I used Fuji FP-100c film in the camera and discovered pretty fast that indoor photos need to be done in really good light or using a tripod. I know, I know…that’s just common sense. I don’t like to use a flash when I take a photo, instead I like to use natural light if possible, like in the last photo. Overall, I am enjoying this camera a lot, flaws and all!
I love looking at conceptual photographs and really artistic scenes, but I think that there is something that is note worthy about everyday life. I didn’t always see things this way, but lately I have been really enjoying the everyday things that most of us just pass by and ignore. It’s almost as if some items and objets in our everyday life are taken for granted. Who gave us the right to do such a thing?
The answer is pretty simple. Human beings are a very self entitled species. Just because we can, we do. I’m not sure that it should be that way though. Don’t get me wrong, I love how certain things like a cup or a plate can make our lives easier, but when was the last time you actually thought about the cup that your coffee gets put in each day? There are so many things that surround us and that make it hard to appreciate the simplicity of an everyday object. I challenge you to try and appreciate the average things in your life a little bit more, and I will try and do the same.
On a side note, I don’t like to edit any of my film photos. I am not against anyone who does or who thinks that it is necessary, but I personally feel like it takes away from the entire point of shooting film when you stick your results in Photoshop and try to make them better. I don’t do that.
Fall has been long gone, I doubt anyone would argue against that. Winter has slowly crept its way up, and is almost ready to take the stage…I just don’t know if I am ready for it. Cameras and books surround me, and I honestly couldn’t be happier with some of the photos that I have taken recently, but I face that awkward feeling of repetitiveness that I suppose all photographers and artist come across. My photos are all unique in their own ways, but I fear that I am running out of things to take photos of. As I type that, I know what I am saying is ridiculous. With that noted, I will continue doing what I do, because it’s what I love, and if a person can do what they love, then nothing more needs to be said. The following photos were taken with some of my favorite film cameras. First photo: Pentax p3n. Second photo: Lomo LC-A+. Third, Fourth, Fifth photos: Fuji Natura Classica.
When I look back at all of the photos and memories that I created in 2013, it’s a little overwhelming. At moments I think I could have done more, and at other times I feel like what I have done was just enough (I suppose that’s something I’ll always have to contend with). What I am most proud of when looking through my photos, are the memories that I have thanks to these photos.

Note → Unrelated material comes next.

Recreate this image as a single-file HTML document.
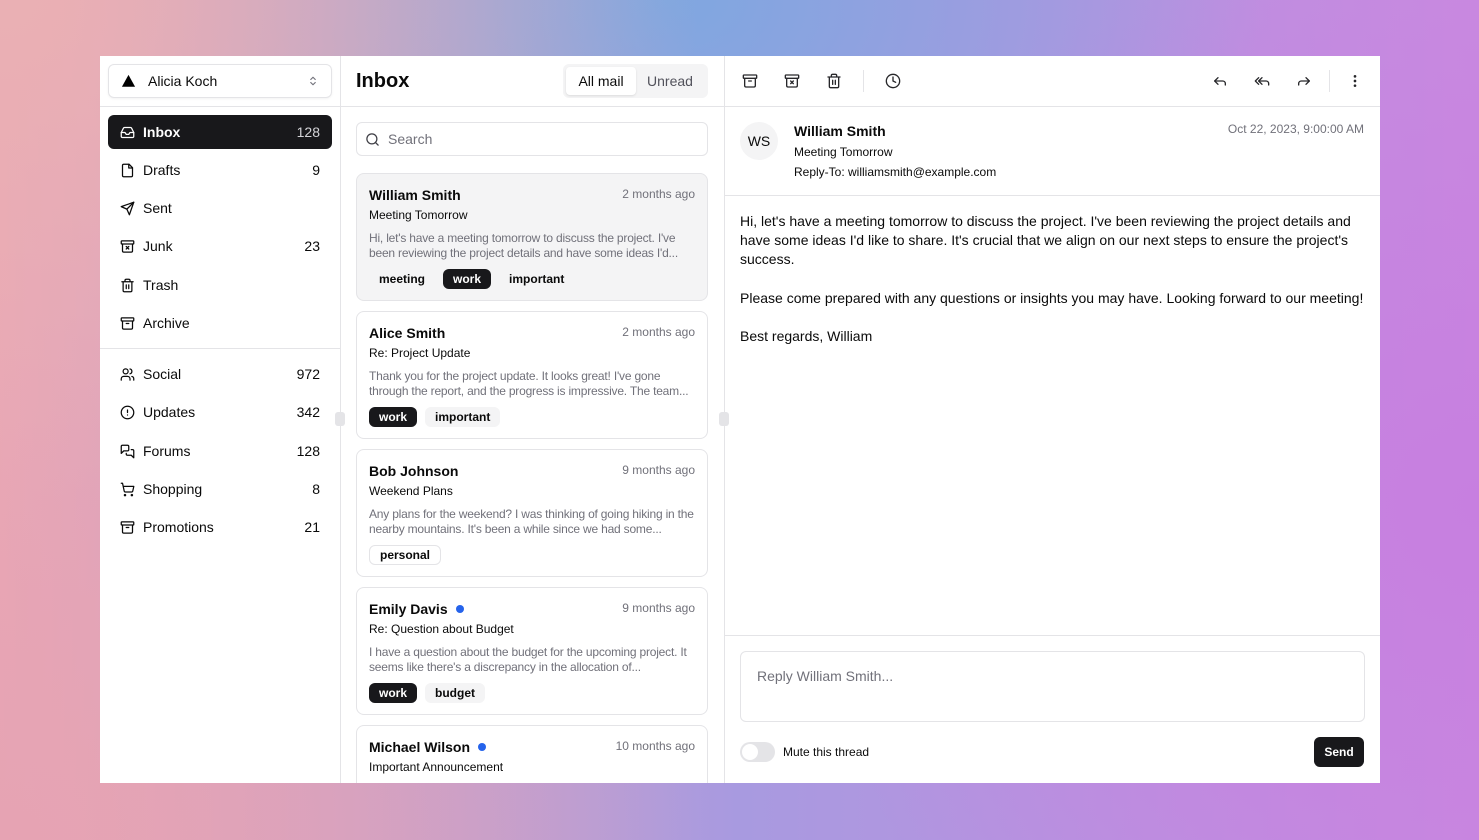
<!DOCTYPE html>
<html><head><meta charset="utf-8"><style>
*{box-sizing:border-box;margin:0;padding:0}
body{width:1479px;height:840px;overflow:hidden;font-family:"Liberation Sans",sans-serif;color:#0a0a0a;
background:radial-gradient(ellipse 700px 500px at 0% 0%,#eab0b4,transparent),radial-gradient(ellipse 600px 400px at 45% 0%,#7fa7e0,transparent),radial-gradient(ellipse 700px 600px at 100% 60%,#c77fe0,transparent),radial-gradient(ellipse 700px 500px at 0% 100%,#e6a3b3,transparent),linear-gradient(90deg,#e9a7b5,#a89ae0 50%,#c98ae0);position:relative}
.card{position:absolute;left:100px;top:56px;width:1280px;height:727px;background:#fff;overflow:hidden}
.abs{position:absolute}
svg{fill:none;stroke:currentColor;stroke-width:2;stroke-linecap:round;stroke-linejoin:round}
.nav{position:absolute;left:8px;width:224px;height:34px;border-radius:6px;font-size:14px;display:flex;align-items:center;padding:0 12px 0 12px}
.nav svg{width:15px;height:15px;margin-right:8px}
.nav .c{margin-left:auto}
.nav.act{background:#18181b;color:#fff}
.nav.act .c{color:#d4d4d8}
.m{position:absolute;left:256px;width:352px;height:128px;border:1px solid #e4e4e7;border-radius:8px;padding:0 12px}
.m .n{position:absolute;top:13px;left:12px;font-size:14px;font-weight:bold}
.m .t{position:absolute;top:13px;right:12px;font-size:12px;color:#71717a}
.m .s{position:absolute;top:34px;left:12px;font-size:12px}
.m .p{position:absolute;top:57px;left:12px;right:12px;font-size:12px;color:#71717a;line-height:15px;letter-spacing:-0.2px;display:-webkit-box;-webkit-line-clamp:2;-webkit-box-orient:vertical;overflow:hidden;height:30px}
.m .tg{position:absolute;top:95px;left:12px;display:flex;gap:8px}
.tag{font-size:12px;font-weight:bold;padding:3px 10px;border-radius:6px;background:#f4f4f5;height:20px;line-height:14px}
.tag.d{background:#18181b;color:#fff}
.tag.o{background:#fff;border:1px solid #e4e4e7;line-height:12px}
.dot{display:inline-block;width:8px;height:8px;border-radius:50%;background:#2563eb;margin-left:8px;vertical-align:1px}
.ic{position:absolute;top:17px;width:16px;height:16px;color:#27272a}
</style></head><body>
<div class="card">
<div class="abs" style="left:240px;top:0;width:1px;height:727px;background:#e4e4e7"></div>
<div class="abs" style="left:624px;top:0;width:1px;height:727px;background:#e4e4e7"></div>
<div class="abs" style="left:0;top:50px;width:240px;height:1px;background:#e4e4e7"></div>
<div class="abs" style="left:0;top:292px;width:240px;height:1px;background:#e4e4e7"></div>
<div class="abs" style="left:8px;top:8px;width:224px;height:34px;border:1px solid #e4e4e7;border-radius:6px;box-shadow:0 1px 2px rgba(0,0,0,.05);font-size:14px;display:flex;align-items:center;padding:0 12px">
<svg viewBox="0 0 16 16" style="width:15px;height:14px;margin-right:12px"><path d="M8 1L15.5 14.5H.5Z" fill="#000" stroke="none"/></svg>Alicia Koch
<svg viewBox="0 0 16 16" style="width:12px;height:12px;margin-left:auto;color:#71717a;stroke-width:1.5"><path d="M5 6l3-3 3 3M5 10l3 3 3-3"/></svg></div>

<div class="nav act" style="top:59px"><svg viewBox="0 0 24 24"><path d="M22 12h-6l-2 3h-4l-2-3H2"/><path d="M5.45 5.11 2 12v6a2 2 0 0 0 2 2h16a2 2 0 0 0 2-2v-6l-3.45-6.89A2 2 0 0 0 16.76 4H7.24a2 2 0 0 0-1.79 1.11z"/></svg><b>Inbox</b><span class="c">128</span></div>
<div class="nav" style="top:97px"><svg viewBox="0 0 24 24"><path d="M14.5 2H6a2 2 0 0 0-2 2v16a2 2 0 0 0 2 2h12a2 2 0 0 0 2-2V7.5L14.5 2z"/><path d="M14 2v6h6"/></svg>Drafts<span class="c">9</span></div>
<div class="nav" style="top:135px"><svg viewBox="0 0 24 24"><path d="m22 2-7 20-4-9-9-4Z"/><path d="M22 2 11 13"/></svg>Sent</div>
<div class="nav" style="top:173px"><svg viewBox="0 0 24 24"><rect x="2" y="3" width="20" height="5" rx="1"/><path d="M4 8v11a2 2 0 0 0 2 2h12a2 2 0 0 0 2-2V8M10 12l4 4M14 12l-4 4"/></svg>Junk<span class="c">23</span></div>
<div class="nav" style="top:212px"><svg viewBox="0 0 24 24"><path d="M3 6h18M19 6v14a2 2 0 0 1-2 2H7a2 2 0 0 1-2-2V6M8 6V4a2 2 0 0 1 2-2h4a2 2 0 0 1 2 2v2M10 11v6M14 11v6"/></svg>Trash</div>
<div class="nav" style="top:250px"><svg viewBox="0 0 24 24"><rect x="2" y="3" width="20" height="5" rx="1"/><path d="M4 8v11a2 2 0 0 0 2 2h12a2 2 0 0 0 2-2V8M10 12h4"/></svg>Archive</div>

<div class="nav" style="top:301px"><svg viewBox="0 0 24 24"><circle cx="9" cy="7" r="4"/><path d="M16 21v-2a4 4 0 0 0-4-4H6a4 4 0 0 0-4 4v2M16 3.13a4 4 0 0 1 0 7.75M22 21v-2a4 4 0 0 0-3-3.87"/></svg>Social<span class="c">972</span></div>
<div class="nav" style="top:339px"><svg viewBox="0 0 24 24"><circle cx="12" cy="12" r="10"/><path d="M12 8v4M12 16h.01"/></svg>Updates<span class="c">342</span></div>
<div class="nav" style="top:378px"><svg viewBox="0 0 24 24"><path d="M14 9a2 2 0 0 1-2 2H6l-4 4V4a2 2 0 0 1 2-2h8a2 2 0 0 1 2 2z"/><path d="M18 9h2a2 2 0 0 1 2 2v11l-4-4h-6a2 2 0 0 1-2-2v-1"/></svg>Forums<span class="c">128</span></div>
<div class="nav" style="top:416px"><svg viewBox="0 0 24 24"><circle cx="8" cy="21" r="1"/><circle cx="19" cy="21" r="1"/><path d="M2.05 2.05h2l2.66 12.42a2 2 0 0 0 2 1.58h9.78a2 2 0 0 0 1.95-1.57l1.65-7.43H5.12"/></svg>Shopping<span class="c">8</span></div>
<div class="nav" style="top:454px"><svg viewBox="0 0 24 24"><rect x="2" y="3" width="20" height="5" rx="1"/><path d="M4 8v11a2 2 0 0 0 2 2h12a2 2 0 0 0 2-2V8M10 12h4"/></svg>Promotions<span class="c">21</span></div>

<div class="abs" style="left:235px;top:356px;width:10px;height:14px;background:#e4e4e7;border-radius:3px"></div>
<div class="abs" style="left:619px;top:356px;width:10px;height:14px;background:#e4e4e7;border-radius:3px"></div>

<div class="abs" style="left:240px;top:50px;width:384px;height:1px;background:#e4e4e7"></div>
<div class="abs" style="left:256px;top:14px;font-size:20px;font-weight:bold">Inbox</div>
<div class="abs" style="left:463px;top:8px;width:145px;height:34px;background:#f4f4f5;border-radius:6px"></div>
<div class="abs" style="left:466px;top:11px;width:70px;height:28px;background:#fff;border-radius:4px;box-shadow:0 1px 2px rgba(0,0,0,.1);font-size:14px;text-align:center;line-height:28px">All mail</div>
<div class="abs" style="left:536px;top:11px;width:68px;height:28px;font-size:14px;color:#52525b;text-align:center;line-height:28px">Unread</div>
<div class="abs" style="left:256px;top:66px;width:352px;height:34px;border:1px solid #e4e4e7;border-radius:6px;font-size:14px;color:#71717a;padding-left:31px;line-height:32px">Search
<svg viewBox="0 0 24 24" style="position:absolute;left:8px;top:9px;width:15px;height:15px;color:#3f3f46"><circle cx="11" cy="11" r="8"/><path d="m21 21-4.3-4.3"/></svg></div>

<div class="m" style="top:117px;background:#f4f4f5"><div class="n">William Smith</div><div class="t">2 months ago</div><div class="s">Meeting Tomorrow</div><div class="p">Hi, let's have a meeting tomorrow to discuss the project. I've been reviewing the project details and have some ideas I'd...</div><div class="tg"><span class="tag" style="background:transparent">meeting</span><span class="tag d">work</span><span class="tag" style="background:transparent">important</span></div></div>
<div class="m" style="top:255px"><div class="n">Alice Smith</div><div class="t">2 months ago</div><div class="s">Re: Project Update</div><div class="p">Thank you for the project update. It looks great! I've gone through the report, and the progress is impressive. The team...</div><div class="tg"><span class="tag d">work</span><span class="tag">important</span></div></div>
<div class="m" style="top:393px"><div class="n">Bob Johnson</div><div class="t">9 months ago</div><div class="s">Weekend Plans</div><div class="p">Any plans for the weekend? I was thinking of going hiking in the nearby mountains. It's been a while since we had some...</div><div class="tg"><span class="tag o">personal</span></div></div>
<div class="m" style="top:531px"><div class="n">Emily Davis<span class="dot"></span></div><div class="t">9 months ago</div><div class="s">Re: Question about Budget</div><div class="p">I have a question about the budget for the upcoming project. It seems like there's a discrepancy in the allocation of...</div><div class="tg"><span class="tag d">work</span><span class="tag">budget</span></div></div>
<div class="m" style="top:669px"><div class="n">Michael Wilson<span class="dot"></span></div><div class="t">10 months ago</div><div class="s">Important Announcement</div></div>

<div class="abs" style="left:625px;top:50px;width:655px;height:1px;background:#e4e4e7"></div>
<svg class="ic" viewBox="0 0 24 24" style="left:642px"><rect x="2" y="3" width="20" height="5" rx="1"/><path d="M4 8v11a2 2 0 0 0 2 2h12a2 2 0 0 0 2-2V8M10 12h4"/></svg>
<svg class="ic" viewBox="0 0 24 24" style="left:684px"><rect x="2" y="3" width="20" height="5" rx="1"/><path d="M4 8v11a2 2 0 0 0 2 2h12a2 2 0 0 0 2-2V8M10 12l4 4M14 12l-4 4"/></svg>
<svg class="ic" viewBox="0 0 24 24" style="left:726px"><path d="M3 6h18M19 6v14a2 2 0 0 1-2 2H7a2 2 0 0 1-2-2V6M8 6V4a2 2 0 0 1 2-2h4a2 2 0 0 1 2 2v2M10 11v6M14 11v6"/></svg>
<div class="abs" style="left:763px;top:14px;width:1px;height:22px;background:#e4e4e7"></div>
<svg class="ic" viewBox="0 0 24 24" style="left:785px"><circle cx="12" cy="12" r="10"/><path d="M12 6v6l4 2"/></svg>
<svg class="ic" viewBox="0 0 24 24" style="left:1112px"><path d="M9 17 4 12l5-5"/><path d="M20 18v-2a4 4 0 0 0-4-4H4"/></svg>
<svg class="ic" viewBox="0 0 24 24" style="left:1154px"><path d="M7 17 2 12l5-5"/><path d="M12 17l-5-5 5-5"/><path d="M22 18v-2a4 4 0 0 0-4-4H7"/></svg>
<svg class="ic" viewBox="0 0 24 24" style="left:1196px"><path d="m15 17 5-5-5-5"/><path d="M4 18v-2a4 4 0 0 1 4-4h12"/></svg>
<div class="abs" style="left:1229px;top:14px;width:1px;height:22px;background:#e4e4e7"></div>
<svg class="ic" viewBox="0 0 24 24" style="left:1247px"><circle cx="12" cy="5" r="1"/><circle cx="12" cy="12" r="1"/><circle cx="12" cy="19" r="1"/></svg>

<div class="abs" style="left:640px;top:66px;width:38px;height:38px;border-radius:50%;background:#f4f4f5;font-size:14px;text-align:center;line-height:38px">WS</div>
<div class="abs" style="left:694px;top:67px;font-size:14px;font-weight:bold">William Smith</div>
<div class="abs" style="left:694px;top:89px;font-size:12px">Meeting Tomorrow</div>
<div class="abs" style="left:694px;top:109px;font-size:12px">Reply-To: williamsmith@example.com</div>
<div class="abs" style="right:16px;top:66px;font-size:12px;color:#71717a">Oct 22, 2023, 9:00:00 AM</div>
<div class="abs" style="left:625px;top:139px;width:655px;height:1px;background:#e4e4e7"></div>
<div class="abs" style="left:640px;top:156px;width:630px;font-size:14px;line-height:19.2px">Hi, let's have a meeting tomorrow to discuss the project. I've been reviewing the project details and have some ideas I'd like to share. It's crucial that we align on our next steps to ensure the project's success.<br><br>Please come prepared with any questions or insights you may have. Looking forward to our meeting!<br><br>Best regards, William</div>
<div class="abs" style="left:625px;top:579px;width:655px;height:1px;background:#e4e4e7"></div>
<div class="abs" style="left:640px;top:595px;width:625px;height:71px;border:1px solid #e4e4e7;border-radius:6px;font-size:14px;color:#71717a;padding:16px 16px">Reply William Smith...</div>
<div class="abs" style="left:640px;top:686px;width:35px;height:20px;border-radius:10px;background:#e4e4e7"><div style="position:absolute;left:2px;top:2px;width:16px;height:16px;border-radius:50%;background:#fff"></div></div>
<div class="abs" style="left:683px;top:689px;font-size:12px">Mute this thread</div>
<div class="abs" style="left:1214px;top:681px;width:50px;height:30px;background:#18181b;color:#fff;border-radius:6px;font-size:12px;font-weight:bold;text-align:center;line-height:30px">Send</div>
</div>
</body></html>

Recently, I have gotten into Polaroid photography (It was only a matter of time). It’s expensive, but there is a nostalgia that only a Polaroid photo can create, even if I wasn’t born when the original Polaroids were invented, I can still appreciate what they’ve done for the world of photography. So here are some Polaroid photos that I took using Impossible Project film and the SX-70 and Polaroid Sun 600 LMS. I am looking forward to making more memories, and hopefully living just a little more on the adventurous side than I did in 2013.

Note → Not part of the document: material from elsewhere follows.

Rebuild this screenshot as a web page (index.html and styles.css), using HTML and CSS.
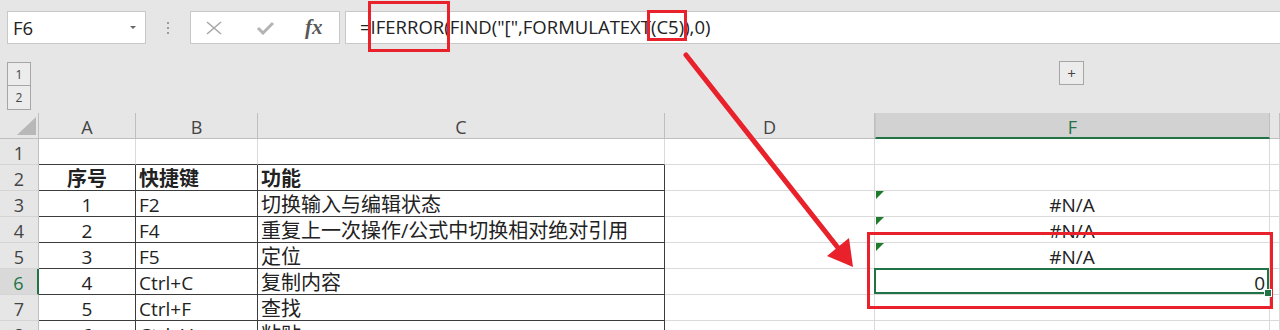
FILE: index.html
```html
<!DOCTYPE html>
<html lang="zh-CN">
<head>
    <meta charset="UTF-8">
    <title>FORMULATEXT</title>
    <link rel="stylesheet" href="styles.css">
</head>
<body>
    <div class="toolbar">
        <div class="namebox"><span class="name">F6</span><span class="caret"></span></div>
        <div class="grip"><i></i><i></i><i></i></div>
        <div class="fxbox">
            <svg class="icon-x" width="16" height="14" viewBox="0 0 16 14"><path d="M1 1L15 13M15 1L1 13" stroke="#a8a8a8" stroke-width="1.6" fill="none"/></svg>
            <svg class="icon-ok" width="18" height="14" viewBox="0 0 18 14"><path d="M2 7L7 12L17 2" stroke="#b4b4b4" stroke-width="3" fill="none"/></svg>
            <span class="fx">fx</span>
        </div>
        <div class="formula">=<span class="mark mark-tall">IFERROR(</span>FIND("[",FORMULATEXT<span class="mark mark-small">(C5)</span>),0)</div>
    </div>

    <div class="outline">
        <div class="levels">
            <div class="level">1</div>
            <div class="level">2</div>
        </div>
        <div class="expand">+</div>
    </div>

    <div class="sheet">
        <!-- header row -->
        <div class="hd corner"><svg width="19" height="18" viewBox="0 0 19 18"><polygon points="19,0 19,18 0,18" fill="#b8b8b8"/></svg></div>
        <div class="hd col">A</div>
        <div class="hd col">B</div>
        <div class="hd col">C</div>
        <div class="hd col d">D</div>
        <div class="hd col f">F</div>
        <div class="hd col"></div>

        <!-- row 1 -->
        <div class="hd row">1</div>
        <div class="c top"></div>
        <div class="c top"></div>
        <div class="c top"></div>
        <div class="c"></div>
        <div class="c"></div>
        <div class="c"></div>

        <!-- row 2 -->
        <div class="hd row">2</div>
        <div class="c t ctr cjk b">序号</div>
        <div class="c t cjk b">快捷键</div>
        <div class="c t cjk b">功能</div>
        <div class="c"></div>
        <div class="c"></div>
        <div class="c"></div>

        <!-- row 3 -->
        <div class="hd row">3</div>
        <div class="c t ctr">1</div>
        <div class="c t">F2</div>
        <div class="c t cjk">切换输入与编辑状态</div>
        <div class="c"></div>
        <div class="c ctr err">#N/A</div>
        <div class="c"></div>

        <!-- row 4 -->
        <div class="hd row">4</div>
        <div class="c t ctr">2</div>
        <div class="c t">F4</div>
        <div class="c t cjk">重复上一次操作/公式中切换相对绝对引用</div>
        <div class="c"></div>
        <div class="c ctr err">#N/A</div>
        <div class="c"></div>

        <!-- row 5 -->
        <div class="hd row">5</div>
        <div class="c t ctr">3</div>
        <div class="c t">F5</div>
        <div class="c t cjk">定位</div>
        <div class="c"></div>
        <div class="c ctr err">#N/A</div>
        <div class="c"></div>

        <!-- row 6 -->
        <div class="hd row sel">6</div>
        <div class="c t ctr">4</div>
        <div class="c t">Ctrl+C</div>
        <div class="c t cjk">复制内容</div>
        <div class="c"></div>
        <div class="c num active">0</div>
        <div class="c"></div>

        <!-- row 7 -->
        <div class="hd row">7</div>
        <div class="c t ctr">5</div>
        <div class="c t">Ctrl+F</div>
        <div class="c t cjk">查找</div>
        <div class="c"></div>
        <div class="c"></div>
        <div class="c"></div>

        <!-- row 8 -->
        <div class="hd row">8</div>
        <div class="c t ctr">6</div>
        <div class="c t">Ctrl+V</div>
        <div class="c t cjk">粘贴</div>
        <div class="c"></div>
        <div class="c"></div>
        <div class="c"></div>
    </div>

    <!-- red annotations drawn over the sheet -->
    <svg class="notes" width="1280" height="330" viewBox="0 0 1280 330">
        <rect x="868.5" y="233.5" width="403" height="74" fill="none" stroke="#e8212b" stroke-width="3"/>
        <line x1="686" y1="55" x2="839" y2="249" stroke="#e8212b" stroke-width="5" stroke-linecap="round"/>
        <polygon points="853,267 827,256 849,238" fill="#e8212b"/>
    </svg>
</body>
</html>
```

FILE: styles.css
```css
* {
    box-sizing: border-box;
}

body {
    margin: 0;
    width: 1280px;
    height: 330px;
    overflow: hidden;
    position: relative;
    background: #e6e6e6;
    font-family: "Open Sans", "Noto Sans CJK SC", sans-serif;
    color: #222;
}

/* formula bar */
.toolbar {
    height: 48px;
    padding-top: 11px;
    display: flex;
    align-items: flex-start;
}

.namebox {
    margin-left: 7px;
    width: 139px;
    height: 33px;
    background: #fff;
    border: 1px solid #c8c8c8;
    display: flex;
    align-items: center;
    padding: 0 9px 0 5px;
    font-size: 18.5px;
}

.namebox .name {
    flex: 1;
}

.caret {
    width: 0;
    height: 0;
    border-left: 3px solid transparent;
    border-right: 3px solid transparent;
    border-top: 3px solid #666;
}

.grip {
    width: 44px;
    height: 33px;
    display: flex;
    flex-direction: column;
    align-items: center;
    justify-content: center;
    gap: 3px;
}

.grip i {
    width: 2px;
    height: 2px;
    background: #9a9a9a;
}

.fxbox {
    width: 150px;
    height: 33px;
    background: #fff;
    border: 1px solid #c8c8c8;
    display: flex;
    align-items: center;
    padding-left: 15px;
}

.icon-ok {
    margin-left: 34px;
}

.fx {
    margin-left: 31px;
    font-family: "Liberation Serif", serif;
    font-style: italic;
    font-weight: bold;
    font-size: 21px;
    color: #595959;
}

.formula {
    flex: 1;
    margin-left: 5px;
    height: 33px;
    background: #fff;
    border: 1px solid #c8c8c8;
    border-right: none;
    padding-left: 14px;
    font-size: 18.5px;
    line-height: 29px;
    white-space: nowrap;
}

.mark {
    display: inline-block;
    position: relative;
}

.mark::after {
    content: "";
    position: absolute;
    border: 3px solid #e8212b;
}

.mark-tall::after {
    top: -11px;
    bottom: -11px;
    left: -3px;
    right: 0;
}

.mark-small::after {
    top: -2px;
    bottom: 0;
    left: -4px;
    right: -3px;
}

/* outline level buttons */
.outline {
    height: 65px;
    display: flex;
    align-items: flex-start;
}

.levels {
    margin-left: 7px;
    margin-top: 14px;
    display: flex;
    flex-direction: column;
}

.level,
.expand {
    width: 24px;
    height: 24px;
    border: 1px solid #a6a6a6;
    background: #ececec;
    color: #444;
    font-size: 12px;
    display: flex;
    align-items: center;
    justify-content: center;
}

.level + .level {
    border-top: none;
}

.expand {
    width: 25px;
    margin-left: 1028px;
    margin-top: 13px;
    font-size: 15px;
}

/* sheet grid */
.sheet {
    display: grid;
    grid-template-columns: 39px 97px 122px 407px 210px 395px 10px;
    grid-auto-rows: 26px;
    font-size: 19px;
}

.hd {
    background: #e6e6e6;
    border-right: 1px solid #bfbfbf;
    border-bottom: 1px solid #bfbfbf;
    color: #444;
    font-size: 18px;
    display: flex;
    align-items: center;
    justify-content: center;
}

.hd.col {
    padding-top: 3px;
}

.hd.row {
    padding-top: 2px;
    border-bottom-color: #d4d4d4;
}

.corner {
    align-items: flex-end;
    justify-content: flex-end;
    padding: 0 2px 3px 0;
}

.hd.f {
    border-left: 1px solid #c6c6c6;
    border-bottom: 2px solid #217346;
    background: #d2d2d2;
    color: #217346;
}

.hd.sel {
    background: #d9d9d9;
    color: #217346;
    border-right: 2px solid #217346;
}

.c {
    background: #fff;
    border-right: 1px solid #dadada;
    border-bottom: 1px solid #dadada;
    padding: 2px 3px 0;
    line-height: 24px;
    white-space: nowrap;
}

.c.top {
    border-bottom-color: #3c3c3c;
}

.c.t {
    border-right-color: #3c3c3c;
    border-bottom-color: #3c3c3c;
}

.cjk {
    font-size: 20px;
}

.b {
    font-weight: bold;
}

.ctr {
    text-align: center;
}

.num {
    text-align: right;
    padding-right: 4px;
}

.err {
    position: relative;
}

.err::before {
    content: "";
    position: absolute;
    top: 0;
    left: 1px;
    border-top: 8px solid #1d7b2c;
    border-right: 8px solid transparent;
}

.active {
    position: relative;
}

.active::after {
    content: "";
    position: absolute;
    top: -1px;
    left: -1px;
    right: 0;
    bottom: 0;
    border: 2px solid #217346;
}

.active::before {
    content: "";
    position: absolute;
    right: -3px;
    bottom: -3px;
    width: 6px;
    height: 6px;
    background: #217346;
    border: 1px solid #fff;
    z-index: 1;
}

.notes {
    position: absolute;
    top: 0;
    left: 0;
    pointer-events: none;
}
```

I was given the Pentax p3n as a gift from a friend. I love my Minolta X700, so it was going to take a lot of convincing for me to let another SLR into my life. I decided to shoot one roll with it, just one roll to see how the photos turned out. I was blown away by the crisp clear results that this camera produces.
This camera has a few cool features. First of all you don’t have to set the ISO or ASA speed, it does that for you based on your film cartridges coding. There is also a very accurate automatic setting on the lens and dial, if you decide to use it, rest assured the camera is doing most all of the work for you.
The best way to test a new camera is to just take it somewhere, anywhere, and take a lot of photos of different subjects and content so that you can get a good idea of the kinds of photos that it takes. For example, food, your setting, people, etc. I waited in anticipation to see the photos that this seemingly standard SLR camera took.
As you can see from the photos, this camera is fantastic! I was just shocked by how simple it was to use and how professional the results are. This is a cheap and affordable SLR by most standards if you can get one secondhand. I highly recommend this SLR for anyone interested in taking crisp clear photos with simplicity in using the camera itself.
One of my favorite things about film photography is how it has lasted over the years. One generation can pass the tradition to another. Unfortunately, so many memories are lost when a person shoots a roll of film and never has it developed. On my film photography journey I have encountered a few opportunities to uncover some of those lost and forgotten film memories from the past.
A family member of mine recently found a few rolls of 110mm film in the attic of my Great Great Grandmother. They were in pretty rough condition and I was more than certain that dust had made its way down into the tiny compartments on the 110mm film canisters, but I decided to send them off for development anyway. After all, if any of the photos turned out at all then it would’ve been worth it!
Luckily, 90 photos were taken and developed! I was shocked at the quality, they still looked pretty great, especially considering their age and condition. Even though I wasn’t there to experience those moments, I knew I was viewing some pretty special photos.
Even though I don’t know the people in lots of those photos, it’s cool to see what my relatives say so many years ago. If you ever find old rolls of exposed film, don’t hesitate, have them developed!